- Recorded data:
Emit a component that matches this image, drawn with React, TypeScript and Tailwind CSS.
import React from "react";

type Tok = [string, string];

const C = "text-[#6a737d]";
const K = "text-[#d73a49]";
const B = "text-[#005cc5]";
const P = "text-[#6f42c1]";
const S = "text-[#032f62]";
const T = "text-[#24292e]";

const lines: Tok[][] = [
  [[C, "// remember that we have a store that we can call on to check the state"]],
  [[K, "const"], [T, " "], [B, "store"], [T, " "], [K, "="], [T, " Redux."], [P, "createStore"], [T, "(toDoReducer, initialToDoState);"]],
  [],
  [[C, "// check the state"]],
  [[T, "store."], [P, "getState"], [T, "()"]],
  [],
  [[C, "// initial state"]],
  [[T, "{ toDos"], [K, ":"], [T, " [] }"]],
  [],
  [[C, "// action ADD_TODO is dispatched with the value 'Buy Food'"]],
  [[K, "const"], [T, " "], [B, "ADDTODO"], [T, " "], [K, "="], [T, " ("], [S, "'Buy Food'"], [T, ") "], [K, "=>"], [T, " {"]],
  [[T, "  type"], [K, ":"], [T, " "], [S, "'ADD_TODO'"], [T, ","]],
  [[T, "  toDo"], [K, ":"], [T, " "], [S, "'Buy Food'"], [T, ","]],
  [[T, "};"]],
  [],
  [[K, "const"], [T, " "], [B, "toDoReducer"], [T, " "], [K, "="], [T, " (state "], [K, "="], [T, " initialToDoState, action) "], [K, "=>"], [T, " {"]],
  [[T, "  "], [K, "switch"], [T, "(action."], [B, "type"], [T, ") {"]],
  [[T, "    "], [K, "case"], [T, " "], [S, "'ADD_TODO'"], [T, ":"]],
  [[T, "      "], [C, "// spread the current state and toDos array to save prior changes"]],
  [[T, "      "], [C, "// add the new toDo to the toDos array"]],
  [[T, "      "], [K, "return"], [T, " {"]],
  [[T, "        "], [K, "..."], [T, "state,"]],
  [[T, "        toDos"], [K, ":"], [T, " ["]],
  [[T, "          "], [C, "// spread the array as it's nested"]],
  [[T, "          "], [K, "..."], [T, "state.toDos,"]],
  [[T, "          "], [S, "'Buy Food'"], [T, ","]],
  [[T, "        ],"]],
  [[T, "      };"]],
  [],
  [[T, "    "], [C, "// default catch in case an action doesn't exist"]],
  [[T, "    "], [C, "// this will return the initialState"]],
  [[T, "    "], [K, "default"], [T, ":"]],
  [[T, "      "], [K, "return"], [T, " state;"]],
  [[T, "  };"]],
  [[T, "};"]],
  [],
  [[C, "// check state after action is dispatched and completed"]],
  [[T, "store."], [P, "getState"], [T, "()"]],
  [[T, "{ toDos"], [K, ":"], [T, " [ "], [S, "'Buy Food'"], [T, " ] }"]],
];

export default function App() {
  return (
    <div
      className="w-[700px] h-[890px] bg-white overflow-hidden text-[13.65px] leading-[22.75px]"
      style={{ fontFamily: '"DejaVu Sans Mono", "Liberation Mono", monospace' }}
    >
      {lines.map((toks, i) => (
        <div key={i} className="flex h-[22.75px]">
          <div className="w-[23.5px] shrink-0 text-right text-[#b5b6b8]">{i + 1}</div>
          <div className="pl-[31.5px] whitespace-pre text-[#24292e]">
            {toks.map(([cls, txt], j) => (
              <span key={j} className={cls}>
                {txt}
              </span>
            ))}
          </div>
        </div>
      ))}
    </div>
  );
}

- Stated problem: Please set down all the data word for word.

- Response below:
Emit a component that matches this image, drawn with React, TypeScript and Tailwind CSS.
import React from "react";

type Tok = [string, string];

const C = "text-[#6a737d]";
const K = "text-[#d73a49]";
const B = "text-[#005cc5]";
const P = "text-[#6f42c1]";
const S = "text-[#032f62]";
const T = "text-[#24292e]";

const lines: Tok[][] = [
  [[C, "// remember that we have a store that we can call on to check the state"]],
  [[K, "const"], [T, " "], [B, "store"], [T, " "], [K, "="], [T, " Redux."], [P, "createStore"], [T, "(toDoReducer, initialToDoState);"]],
  [],
  [[C, "// check the state"]],
  [[T, "store."], [P, "getState"], [T, "()"]],
  [],
  [[C, "// initial state"]],
  [[T, "{ toDos"], [K, ":"], [T, " [] }"]],
  [],
  [[C, "// action ADD_TODO is dispatched with the value 'Buy Food'"]],
  [[K, "const"], [T, " "], [B, "ADDTODO"], [T, " "], [K, "="], [T, " ("], [S, "'Buy Food'"], [T, ") "], [K, "=>"], [T, " {"]],
  [[T, "  type"], [K, ":"], [T, " "], [S, "'ADD_TODO'"], [T, ","]],
  [[T, "  toDo"], [K, ":"], [T, " "], [S, "'Buy Food'"], [T, ","]],
  [[T, "};"]],
  [],
  [[K, "const"], [T, " "], [B, "toDoReducer"], [T, " "], [K, "="], [T, " (state "], [K, "="], [T, " initialToDoState, action) "], [K, "=>"], [T, " {"]],
  [[T, "  "], [K, "switch"], [T, "(action."], [B, "type"], [T, ") {"]],
  [[T, "    "], [K, "case"], [T, " "], [S, "'ADD_TODO'"], [T, ":"]],
  [[T, "      "], [C, "// spread the current state and toDos array to save prior changes"]],
  [[T, "      "], [C, "// add the new toDo to the toDos array"]],
  [[T, "      "], [K, "return"], [T, " {"]],
  [[T, "        "], [K, "..."], [T, "state,"]],
  [[T, "        toDos"], [K, ":"], [T, " ["]],
  [[T, "          "], [C, "// spread the array as it's nested"]],
  [[T, "          "], [K, "..."], [T, "state.toDos,"]],
  [[T, "          "], [S, "'Buy Food'"], [T, ","]],
  [[T, "        ],"]],
  [[T, "      };"]],
  [],
  [[T, "    "], [C, "// default catch in case an action doesn't exist"]],
  [[T, "    "], [C, "// this will return the initialState"]],
  [[T, "    "], [K, "default"], [T, ":"]],
  [[T, "      "], [K, "return"], [T, " state;"]],
  [[T, "  };"]],
  [[T, "};"]],
  [],
  [[C, "// check state after action is dispatched and completed"]],
  [[T, "store."], [P, "getState"], [T, "()"]],
  [[T, "{ toDos"], [K, ":"], [T, " [ "], [S, "'Buy Food'"], [T, " ] }"]],
];

export default function App() {
  return (
    <div
      className="w-[700px] h-[890px] bg-white overflow-hidden text-[13.65px] leading-[22.75px]"
      style={{ fontFamily: '"DejaVu Sans Mono", "Liberation Mono", monospace' }}
    >
      {lines.map((toks, i) => (
        <div key={i} className="flex h-[22.75px]">
          <div className="w-[23.5px] shrink-0 text-right text-[#b5b6b8]">{i + 1}</div>
          <div className="pl-[31.5px] whitespace-pre text-[#24292e]">
            {toks.map(([cls, txt], j) => (
              <span key={j} className={cls}>
                {txt}
              </span>
            ))}
          </div>
        </div>
      ))}
    </div>
  );
}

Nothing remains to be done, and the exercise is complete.